IC Markets

Bearish Engulfing Pattern

In this segment of our series on technical chart patterns, we delve deeper into the intricacies of the Bearish Engulfing Pattern. This pattern, regularly featured in technical analyses, is a tool often employed to forecast potential price declines.

The Bearish Engulfing Pattern is characterized by a small up (white or green) candlestick, swiftly followed by a larger down (black or red) candlestick that 'engulfs' the preceding up candlestick, signaling an imminent shift in price dynamics. In the context of a chart, this pattern materializes as a sign of sellers gaining an upper hand over buyers, thereby pushing the price downwards more aggressively than the buyers were pushing it upwards. Let's explore the interpretations, and limitations of this pattern in further detail.

What Does It Tell You?

The Bearish Engulfing Pattern is a noteworthy indicator to spot at the tail end of upward price movements. The appearance of this pattern suggests a turn of the tide, indicating a potential shift towards lower prices. The reliability of this pattern is enhanced when the opening price of the engulfing candle sits well above the closing price of the initial candle, and when the closing price of the engulfing candle lies well below the opening price of the first candle. In essence, the larger the down candle, the stronger the signal it sends.

This pattern is particularly reliable when it follows a clean upward movement. If the price action is uneven or ranging, the pattern's occurrence may not necessarily result in significant price changes. Therefore, the overall trend of the price plays a crucial role in determining the usefulness of the Bearish Engulfing Pattern.

Traders usually wait for the second candle to close before making their move on the subsequent candle. Actions may include selling a long position once the pattern appears, or potentially initiating a short position. However, it's essential for traders to consider the overall market context when using this pattern. For instance, if the overall trend is up and robust, it might not be prudent to go short, even if a Bearish Engulfing Pattern forms. Conversely, if the overall trend is down, a Bearish Engulfing Pattern appearing after a pullback to the upside could present a promising opportunity for a short trade.

Practical Application: Using the Bearish Engulfing Pattern

To put this pattern into practical use, consider the example of its occurrence in the forex market. The chart shows three instances of the Bearish Engulfing Pattern. The first pattern appears during a pullback to the upside within a broader downtrend, followed by a decrease in price after the pattern.

The next two patterns, however, are less significant given the broader context. The forex pair's price range begins to narrow, indicating choppy trading conditions, and there's minimal upward price movement before the formation of the patterns. In such cases, a reversal pattern like the Bearish Engulfing Pattern may not be as effective since there's less price action to reverse.

It's important to remember that while Bearish Engulfing Patterns can occur frequently in choppy markets and within ranges, they aren't always reliable trading signals in these conditions. The key to successful application lies in understanding the larger market context and trend​.

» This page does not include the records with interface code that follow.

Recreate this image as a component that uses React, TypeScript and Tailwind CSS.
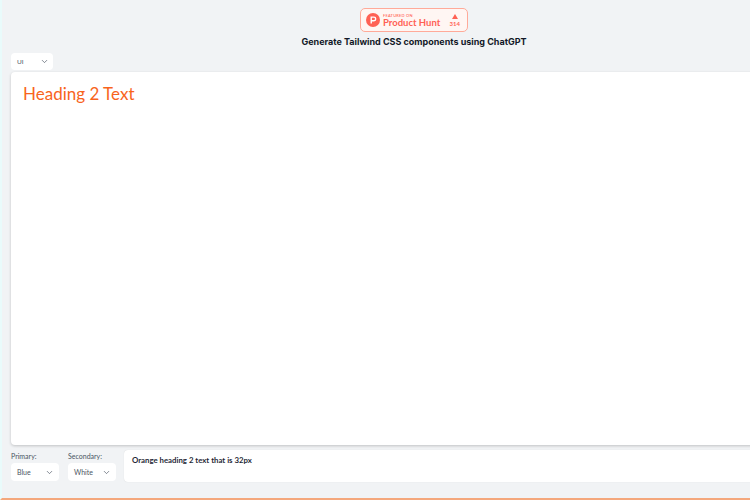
import { ChevronDown } from "lucide-react";

function Select({ value, className }: { value: string; className: string }) {
  return (
    <div className={`flex items-center justify-between rounded-[4px] bg-white text-[#4b5563] ${className}`}>
      <span>{value}</span>
      <ChevronDown size={9} strokeWidth={1.8} className="text-[#4b5563]" />
    </div>
  );
}

function ProductHuntBadge() {
  return (
    <div className="flex h-[24px] w-[108px] items-center rounded-[5px] border border-[#ffaa99] bg-[#fff6f3] pl-[5px] pr-[7px]">
      <svg width="14" height="14" viewBox="0 0 26 26" className="shrink-0">
        <circle cx="13" cy="13" r="13" fill="#ff6154" />
        <path d="M14.7 13H11v-4h3.7a2 2 0 0 1 0 4zm0-6.6H8.4v13.2H11v-4h3.7a4.6 4.6 0 0 0 0-9.2z" fill="#fff" />
      </svg>
      <div className="ml-[3px] flex flex-col text-[#ff6154]">
        <span className="text-[4px] leading-[5px] font-medium tracking-[0.2px]">FEATURED ON</span>
        <span className="text-[9.5px] leading-[10px] font-bold">Product Hunt</span>
      </div>
      <div className="ml-auto flex flex-col items-center text-[#ff6154]">
        <svg width="6" height="5" viewBox="0 0 6 5">
          <path d="M3 0l3 5H0z" fill="#ff6154" />
        </svg>
        <span className="mt-[1px] text-[6px] leading-[7px] font-bold">314</span>
      </div>
    </div>
  );
}

export default function App() {
  return (
    <div className="h-[500px] w-[750px] overflow-hidden">
      <div className="flex h-[500px] w-[817px] flex-col border-b-2 border-l-2 border-b-[#f4a77c] border-l-[#e9fbfb] bg-[#f1f3f5] pl-[9px] font-['Lato','Liberation_Sans',sans-serif]">
        <div className="flex flex-col items-center pt-[8px]">
          <ProductHuntBadge />
          <h1 className="mt-[4px] font-['Inter','Liberation_Sans',sans-serif] text-[9px] leading-[12px] font-bold text-[#111827]">
            Generate Tailwind CSS components using ChatGPT
          </h1>
        </div>
        <Select value="UI" className="mt-[5px] h-[17px] w-[42px] shrink-0 pr-[4px] pl-[6px] text-[6.5px]" />
        <div className="mt-[2px] h-[373px] shrink-0 rounded-l-[4px] bg-white pt-[11px] pl-[12px] shadow-[0_1px_3px_rgba(0,0,0,0.2)]">
          <h2 className="text-[17px] leading-[22px] text-[#f8641c]">Heading 2 Text</h2>
        </div>
        <div className="mt-[5px] flex gap-[8px]">
          <div className="flex gap-[9px] pt-[2px]">
            <div>
              <div className="mb-[2px] text-[7px] leading-[9px] text-[#4b5563]">Primary:</div>
              <Select value="Blue" className="h-[18px] w-[48px] pr-[5px] pl-[6px] text-[7px]" />
            </div>
            <div>
              <div className="mb-[2px] text-[7px] leading-[9px] text-[#4b5563]">Secondary:</div>
              <Select value="White" className="h-[18px] w-[48px] pr-[5px] pl-[6px] text-[7px]" />
            </div>
          </div>
          <div className="h-[32px] flex-1 rounded-l-[4px] bg-white pt-[5px] pl-[8px] text-[7.8px] leading-[10px] font-bold text-[#1f2937] shadow-[0_0_1px_rgba(0,0,0,0.15)]">
            Orange heading 2 text that is 32px
          </div>
        </div>
      </div>
    </div>
  );
}
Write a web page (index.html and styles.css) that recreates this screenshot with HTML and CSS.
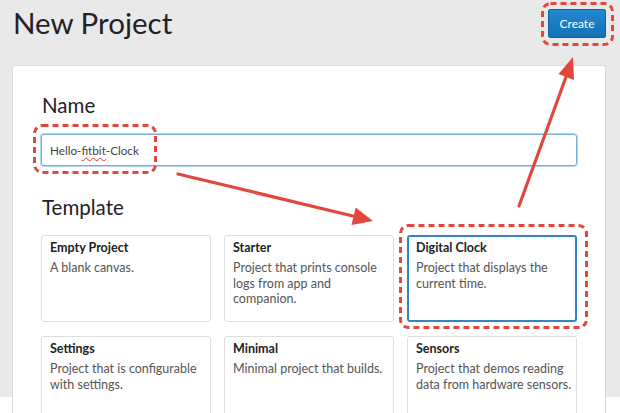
FILE: index.html
```html
<!DOCTYPE html>
<html lang="en">
<head>
<meta charset="utf-8">
<title>New Project</title>
<link rel="stylesheet" href="styles.css">
</head>
<body>
<div class="page">
  <header class="header">
    <h1 class="title">New Project</h1>
    <button class="create-btn" type="button">Create</button>
  </header>
  <main class="panel">
    <h2 class="label">Name</h2>
    <div class="name-input">Hello-<span class="misspelled">fitbit</span>-Clock</div>
    <h2 class="label template-label">Template</h2>
    <div class="templates">
      <div class="card">
        <div class="card-title">Empty Project</div>
        <div class="card-desc">A blank canvas.</div>
      </div>
      <div class="card">
        <div class="card-title">Starter</div>
        <div class="card-desc">Project that prints console logs from app and companion.</div>
      </div>
      <div class="card selected">
        <div class="card-title">Digital Clock</div>
        <div class="card-desc">Project that displays the current time.</div>
      </div>
      <div class="card">
        <div class="card-title">Settings</div>
        <div class="card-desc">Project that is configurable with settings.</div>
      </div>
      <div class="card">
        <div class="card-title">Minimal</div>
        <div class="card-desc">Minimal project that builds.</div>
      </div>
      <div class="card">
        <div class="card-title">Sensors</div>
        <div class="card-desc">Project that demos reading data from hardware sensors.</div>
      </div>
    </div>
  </main>
</div>
<svg class="annotations" width="620" height="413" viewBox="0 0 620 413" aria-hidden="true">
  <g fill="none" stroke="#e2473d" stroke-width="3" stroke-dasharray="6 4">
    <rect x="542.5" y="3.5" width="70" height="41" rx="8"/>
    <rect x="34.5" y="125.5" width="121" height="47" rx="8"/>
    <rect x="400.5" y="225.5" width="186" height="102" rx="8"/>
  </g>
  <g stroke="#e2473d" stroke-width="3.2" stroke-linecap="round">
    <line x1="178" y1="174" x2="355" y2="216.5"/>
    <line x1="519" y1="206" x2="566" y2="77"/>
  </g>
  <g fill="#e2473d">
    <polygon points="373,221 351.5,225 355.7,207.6"/>
    <polygon points="573,57 574,80 558.5,74"/>
  </g>
</svg>
</body>
</html>
```

FILE: styles.css
```css
html, body {
  margin: 0;
  padding: 0;
  background: #ffffff;
}

body {
  width: 620px;
  height: 413px;
  overflow: hidden;
  position: relative;
  font-family: "Lato", "Liberation Sans", sans-serif;
  color: #222;
}

.page {
  background: #e9e9e9;
  height: 397px;
  padding: 0 14px 0 12px;
  box-sizing: border-box;
}

.header {
  display: flex;
  justify-content: space-between;
  align-items: flex-start;
  height: 65px;
}

.title {
  margin: 5px 0 0 1px;
  font-size: 29.5px;
  font-weight: 400;
  line-height: 36px;
  color: #1f2229;
}

.create-btn {
  margin-top: 9px;
  width: 58px;
  height: 29px;
  padding: 0;
  border: 1px solid #11629f;
  border-radius: 2px;
  background: linear-gradient(#2388cf, #1470b4);
  color: #fff;
  font-family: "Lato", "Liberation Sans", sans-serif;
  font-size: 12px;
  line-height: 27px;
}

.panel {
  background: #fff;
  border: 1px solid #dcdcdc;
  border-bottom: none;
  border-radius: 3px 3px 0 0;
  padding: 28px 28px 0 28px;
  height: 360px;
}

.label {
  margin: 0 0 0 1px;
  font-size: 20.5px;
  font-weight: 400;
  line-height: 22px;
  color: #1f2229;
}

.name-input {
  margin-top: 18px;
  height: 32px;
  box-sizing: border-box;
  border: 1px solid #74acd9;
  box-shadow: 0 0 0 1px rgba(130, 185, 228, 0.55);
  border-radius: 3px;
  padding: 0 8px;
  font-size: 11.7px;
  line-height: 30px;
  color: #444;
}

.misspelled {
  text-decoration: underline wavy #e03030;
  text-decoration-thickness: 1px;
  text-underline-offset: 2px;
}

.template-label {
  margin-top: 30px;
}

.templates {
  margin-top: 17px;
  display: grid;
  grid-template-columns: repeat(3, 1fr);
  grid-auto-rows: 87px;
  gap: 14px 13px;
}

.card {
  border: 1px solid #dedede;
  border-radius: 3px;
  padding: 4px 2px 4px 8px;
}

.card.selected {
  border: 2px solid #3584c6;
  padding: 3px 1px 3px 7px;
}

.card-title {
  font-size: 12.5px;
  font-weight: 700;
  line-height: 15px;
  color: #222;
}

.card-desc {
  margin-top: 5px;
  font-size: 12.5px;
  line-height: 15.5px;
  color: #555;
}

.annotations {
  position: absolute;
  left: 0;
  top: 0;
  pointer-events: none;
}
```
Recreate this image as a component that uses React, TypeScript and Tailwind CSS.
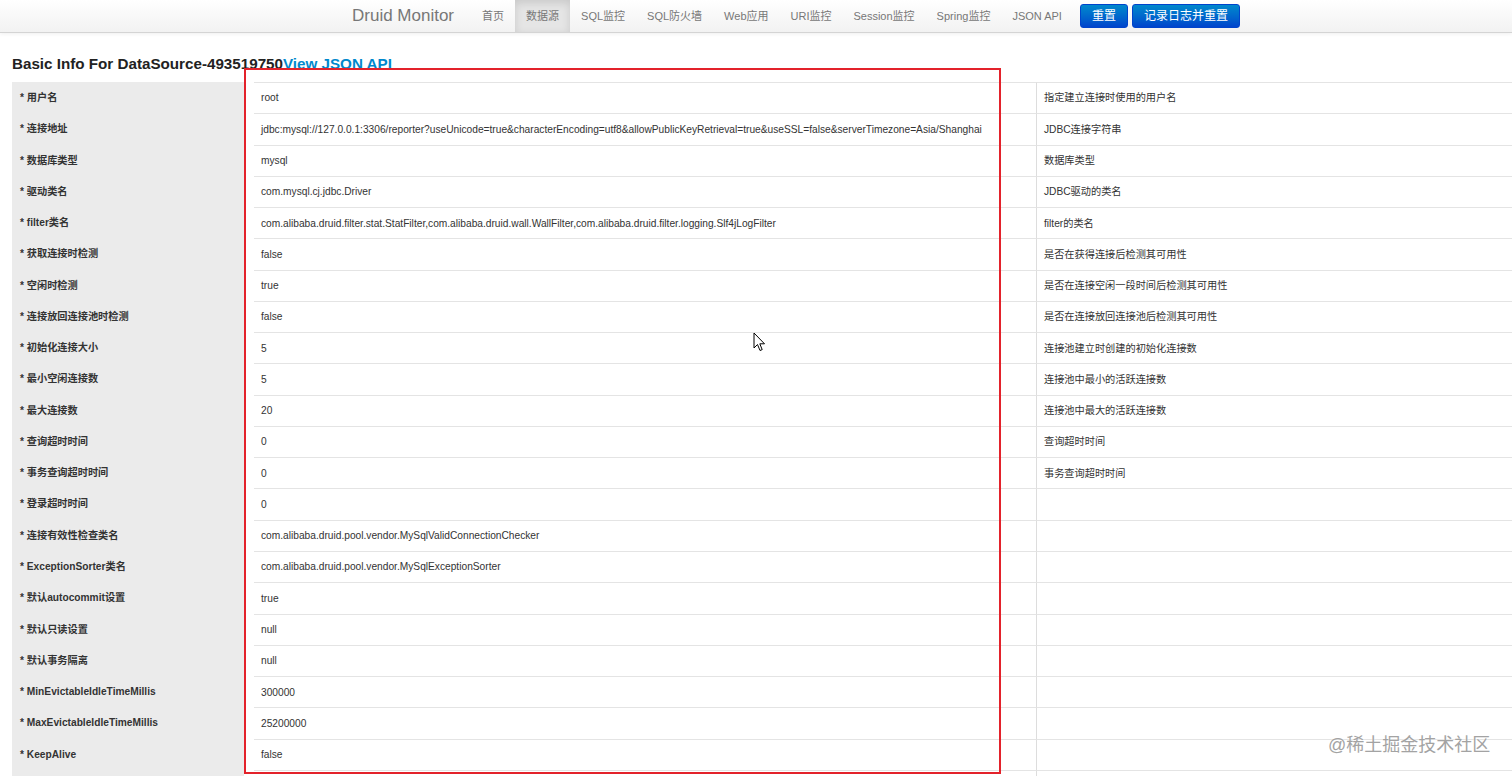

Comparing Bearish and Bullish Engulfing Patterns

When we talk about Bearish Engulfing Patterns, it's valuable to understand their counterpart: Bullish Engulfing Patterns. Essentially, these two patterns are diametrically opposite. A Bullish Engulfing Pattern emerges after a price move lower and signals a potential increase in prices.

The first candle in the Bullish Engulfing Pattern is a down candle, followed by a larger up candle. The body of the second (up) candle completely engulfs the smaller down candle. By understanding both patterns, traders can better navigate the shifts in market dynamics, whether they point to a potential decrease (Bearish Engulfing Pattern) or an increase (Bullish Engulfing Pattern) in prices.

Recognizing the Limitations of the Bearish Engulfing Pattern

It's vital to acknowledge that while the Bearish Engulfing Pattern can serve as a useful tool for anticipating potential price declines, it does come with its set of limitations. The usefulness of this pattern is most pronounced following a clear upward price movement as it effectively showcases the shift in momentum to the downside. However, in a choppy price environment, even if there's an overall upward trend, the significance of the pattern might be diminished as it becomes a relatively common signal.

Another factor to consider is the potential size of the engulfing or second candle. If this candle is exceptionally large, it could leave a trader with an overly significant stop loss if they choose to trade the pattern. In such scenarios, the potential reward from the trade might not warrant the risk involved.

Finally, determining the potential reward can also be challenging with engulfing patterns as candlesticks don't provide a price target. Traders might need to employ other methods, such as indicators or trend analysis, to select a price target or decide when to exit a profitable trade. This highlights the importance of using the Bearish Engulfing Pattern in conjunction with other indicators and considering the broader market picture.